Source data
<<<<
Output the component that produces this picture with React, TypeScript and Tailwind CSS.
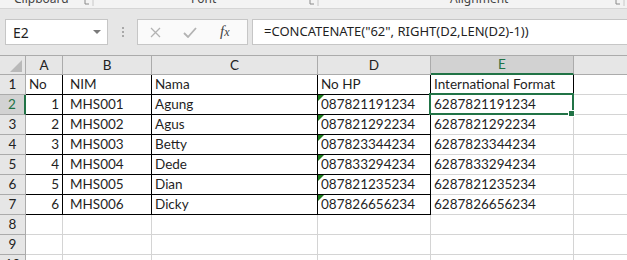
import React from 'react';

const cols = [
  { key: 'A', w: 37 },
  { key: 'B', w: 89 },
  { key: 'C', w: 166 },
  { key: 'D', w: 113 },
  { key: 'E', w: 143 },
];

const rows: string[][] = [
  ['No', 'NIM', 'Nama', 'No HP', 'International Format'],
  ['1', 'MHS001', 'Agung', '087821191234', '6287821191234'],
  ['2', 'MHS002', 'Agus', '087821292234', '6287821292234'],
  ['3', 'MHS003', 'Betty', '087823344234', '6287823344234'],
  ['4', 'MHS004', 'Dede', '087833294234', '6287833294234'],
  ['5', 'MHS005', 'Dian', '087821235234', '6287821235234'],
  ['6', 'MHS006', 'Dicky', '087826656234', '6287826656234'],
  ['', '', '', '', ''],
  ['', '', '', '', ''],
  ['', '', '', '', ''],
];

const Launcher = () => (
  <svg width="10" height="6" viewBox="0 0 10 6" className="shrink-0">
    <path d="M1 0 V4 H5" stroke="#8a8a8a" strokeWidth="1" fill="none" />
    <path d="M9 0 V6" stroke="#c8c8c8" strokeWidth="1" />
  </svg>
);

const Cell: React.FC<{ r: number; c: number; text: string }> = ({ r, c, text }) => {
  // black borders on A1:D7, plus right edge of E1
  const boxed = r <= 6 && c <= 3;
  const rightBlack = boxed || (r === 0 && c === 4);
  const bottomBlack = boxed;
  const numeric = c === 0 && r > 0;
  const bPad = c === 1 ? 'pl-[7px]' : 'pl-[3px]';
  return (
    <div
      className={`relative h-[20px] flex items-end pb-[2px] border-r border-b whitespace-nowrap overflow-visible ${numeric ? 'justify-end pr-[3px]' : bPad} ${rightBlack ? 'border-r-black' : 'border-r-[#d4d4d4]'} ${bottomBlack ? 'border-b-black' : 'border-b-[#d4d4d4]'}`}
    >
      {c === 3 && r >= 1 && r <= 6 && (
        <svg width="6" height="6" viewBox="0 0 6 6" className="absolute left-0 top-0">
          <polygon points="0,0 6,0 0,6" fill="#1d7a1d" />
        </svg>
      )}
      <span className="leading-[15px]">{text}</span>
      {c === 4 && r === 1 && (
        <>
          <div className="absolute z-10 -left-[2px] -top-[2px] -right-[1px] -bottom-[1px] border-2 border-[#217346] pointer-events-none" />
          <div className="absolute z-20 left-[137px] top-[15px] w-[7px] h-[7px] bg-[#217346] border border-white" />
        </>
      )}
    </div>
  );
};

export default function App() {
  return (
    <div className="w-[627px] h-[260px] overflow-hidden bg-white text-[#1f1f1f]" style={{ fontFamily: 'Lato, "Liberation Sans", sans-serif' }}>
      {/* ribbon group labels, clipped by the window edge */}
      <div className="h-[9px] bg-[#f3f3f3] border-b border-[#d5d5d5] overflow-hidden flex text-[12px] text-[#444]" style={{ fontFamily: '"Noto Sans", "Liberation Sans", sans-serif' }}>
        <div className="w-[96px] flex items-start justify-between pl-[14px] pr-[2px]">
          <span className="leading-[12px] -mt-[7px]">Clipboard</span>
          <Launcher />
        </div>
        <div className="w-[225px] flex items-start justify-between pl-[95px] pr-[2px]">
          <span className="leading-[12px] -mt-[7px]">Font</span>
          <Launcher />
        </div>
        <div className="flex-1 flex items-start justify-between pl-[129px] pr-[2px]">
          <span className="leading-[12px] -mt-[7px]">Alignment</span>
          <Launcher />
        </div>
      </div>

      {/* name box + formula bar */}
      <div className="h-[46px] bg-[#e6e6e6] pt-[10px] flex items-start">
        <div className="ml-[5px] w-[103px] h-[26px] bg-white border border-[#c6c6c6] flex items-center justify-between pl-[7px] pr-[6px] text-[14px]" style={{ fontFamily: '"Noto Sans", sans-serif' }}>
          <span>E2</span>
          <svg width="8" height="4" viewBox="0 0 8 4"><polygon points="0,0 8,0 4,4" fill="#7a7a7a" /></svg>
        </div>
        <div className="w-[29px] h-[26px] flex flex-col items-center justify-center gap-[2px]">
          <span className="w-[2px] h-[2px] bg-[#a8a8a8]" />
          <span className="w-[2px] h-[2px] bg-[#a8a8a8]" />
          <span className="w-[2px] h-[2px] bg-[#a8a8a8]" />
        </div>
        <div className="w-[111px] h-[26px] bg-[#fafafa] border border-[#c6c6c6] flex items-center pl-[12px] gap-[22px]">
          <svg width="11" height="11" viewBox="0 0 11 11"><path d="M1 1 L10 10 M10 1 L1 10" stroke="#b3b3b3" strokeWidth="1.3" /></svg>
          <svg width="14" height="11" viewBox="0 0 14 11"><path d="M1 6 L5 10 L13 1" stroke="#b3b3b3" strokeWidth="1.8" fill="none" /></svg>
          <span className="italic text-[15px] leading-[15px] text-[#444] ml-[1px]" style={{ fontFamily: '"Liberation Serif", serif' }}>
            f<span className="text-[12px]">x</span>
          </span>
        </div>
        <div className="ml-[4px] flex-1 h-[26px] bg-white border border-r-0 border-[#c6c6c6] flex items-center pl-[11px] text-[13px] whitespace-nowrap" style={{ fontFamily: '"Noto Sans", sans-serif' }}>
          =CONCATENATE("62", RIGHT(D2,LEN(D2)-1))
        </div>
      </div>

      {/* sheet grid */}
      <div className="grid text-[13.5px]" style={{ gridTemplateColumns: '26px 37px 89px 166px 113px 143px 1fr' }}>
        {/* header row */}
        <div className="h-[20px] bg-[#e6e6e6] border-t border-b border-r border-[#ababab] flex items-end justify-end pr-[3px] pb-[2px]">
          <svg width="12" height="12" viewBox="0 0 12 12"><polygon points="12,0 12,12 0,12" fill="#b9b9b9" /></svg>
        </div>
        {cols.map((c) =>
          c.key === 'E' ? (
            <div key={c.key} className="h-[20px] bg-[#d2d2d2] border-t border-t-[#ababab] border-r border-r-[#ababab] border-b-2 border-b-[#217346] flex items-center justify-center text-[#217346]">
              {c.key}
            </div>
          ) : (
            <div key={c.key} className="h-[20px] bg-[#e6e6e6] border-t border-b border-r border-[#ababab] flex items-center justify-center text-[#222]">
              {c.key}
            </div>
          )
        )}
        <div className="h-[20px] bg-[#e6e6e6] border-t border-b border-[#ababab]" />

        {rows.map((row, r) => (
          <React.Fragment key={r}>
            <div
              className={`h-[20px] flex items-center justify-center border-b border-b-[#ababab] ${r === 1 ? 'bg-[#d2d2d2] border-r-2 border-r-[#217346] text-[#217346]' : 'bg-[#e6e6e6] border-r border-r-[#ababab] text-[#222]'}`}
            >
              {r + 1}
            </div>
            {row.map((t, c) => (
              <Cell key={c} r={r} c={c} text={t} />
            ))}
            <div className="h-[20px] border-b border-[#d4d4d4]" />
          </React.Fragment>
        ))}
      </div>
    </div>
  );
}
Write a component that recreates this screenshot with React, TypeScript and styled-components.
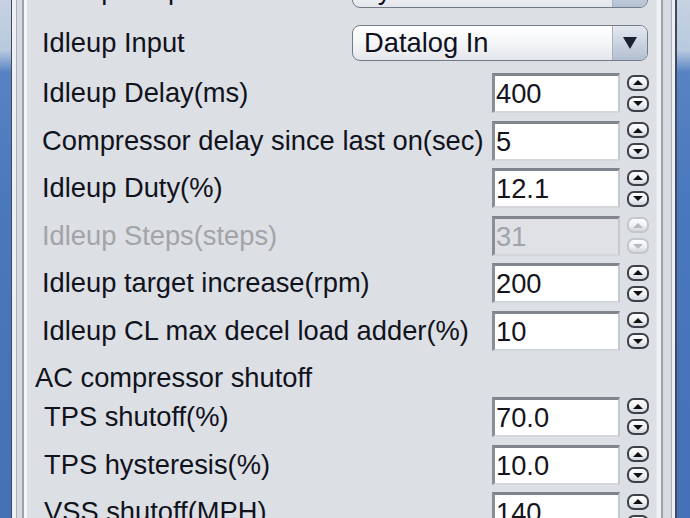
>>>>
[Do this] Where does the word "TypeScript" appear? Return each line that holds it.

[Output for this task]
Output the component that produces this picture with React, TypeScript and Tailwind CSS.
Write a component that recreates this screenshot with React, TypeScript and styled-components.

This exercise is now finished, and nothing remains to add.